When Computers Get Tough

Rugged computers for the law enforcement officer

Like their more fragile cousins, ruggedized computers offer various forms of wireless communication (WiFi, Bluetooth and/or 802.11) and allow for the attachment of options, such as scanners, barcode readers, etc. They come with ratings which designate their ability to withstand temperature extremes, shock, drop, dust, liquids, vibration and other challenges. Look for those compliant to MIL-STD-810F and check out the IP ratings, which designate the degree of resistance to the intrusion of dust and liquids.

Some models are fully ruggedized; some are partially. Agencies should consider the stresses the equipment faces and match this to the job demands. They also should ask manufacturers to verify claims with proof of outside testing.

It's also a great idea to field test these systems, say both Athey and Timmer. "We took a vehicle that was being retired and used it as a test," says Timmer. "We then contacted several manufacturers and requested to test and evaluate the equipment. The vehicle would be sent out on patrol and an officer was required to complete a critique form as to how the equipment worked. I would highly recommend this for any agency in the market for computer equipment." Be sure to test the display in direct sunlight, glare, nighttime and extreme viewing angles, suggests Athey.

Deputy Steve Sprague, with the Bexar County Sheriff's Office in San Antonio, Texas, agrees one of the best things to do is go right to the source — patrol officers (of course, not leaving out fleet operations and the IT staff).

"The patrol officers themselves are invaluable in providing information on real-world use of items installed in their cars," he says. "Too many times, departments overlook this valuable pool of information in favor of using higher-rank officers who may not necessarily use the equipment they are asked to assist in purchasing for others."

Here's a closer look at some of the ruggedized systems available to law enforcement agencies.

AMREL/American Reliance. Headquartered in El Monte, California, this company manufactures (among other rugged systems) the Rocky Mobile, a three-piece, fixed-mount (and airbag-friendly) rugged computer system ergonomically designed with tight cabin space in mind, says Visnjevic. (It also offers a smaller version of this system, the Rocky Mobile Jr., for agencies that face even greater space restrictions. This version, which has all the features of the larger, can fit into the glove compartment.)

The Rocky Mobile offers a resistive touchscreen that works with or without gloved hands. This LCD display has a reading of more than 1,300 nits, and also comes with a single button screen blackout and night dimming features. The system has two true serial ports (four optional), which Visnjevic describes as important for private radio system use. Wireless capabilities/options include GPRS, Bluetooth and/or 802.11.

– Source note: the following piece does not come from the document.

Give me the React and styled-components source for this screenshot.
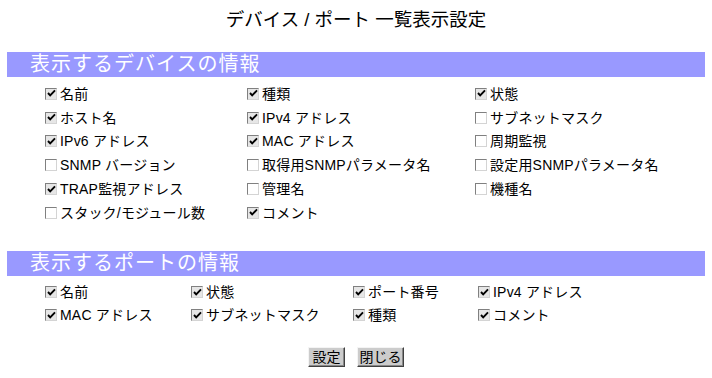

The design is compliant to MIL-STD-810F and IP54 for temperature extremes, shock, vibration, humidity, water and dust. The system is constructed to withstand the harsh environments that confront law enforcement users, such as collisions, high-speed pursuits, accidental spills from liquids and dust, says Visnjevic.

DAP Technologies (a subsidiary of Roper Industries). Among other products, this Quebec City, Canada-based company (North American headquarters are in Duluth, Georgia) manufactures the Microflex CE3240, a rugged handheld mobile computer. A new version of this is the CE3240B, says Benoit Masson, director of marketing. For awhile, the two products will co-exist and both will be available on DAP's Web site.

The B version uses an Intel XScale PXA270 microprocessor, and has a 520-MHz processing speed with 128 MB of flash storage and 128 MB of static RAM. Users can choose between a wireless (containing WiFi or 802.11g and Bluetooth) and a non-wireless model. It's also possible to add interfaces that will allow for use of a commercially available WiFi card or a card that enables communication over other wireless networks.

The rugged handheld has a 3.5-inch VGA color touchscreen, 22-key numeric keypad and rechargeable lithium-ion batteries that have a life of two to four working days, says Masson. This device is compliant to MIL-STD-810F for shock, drop and temperature (can withstand temperatures ranging from -4 degrees Fahrenheit (F) to 122 F) and carries an IP65 rating, which means, says Masson, that it is completely dustproof. Although it cannot withstand immersion in water/liquid, it can handle spraying water, such as rain.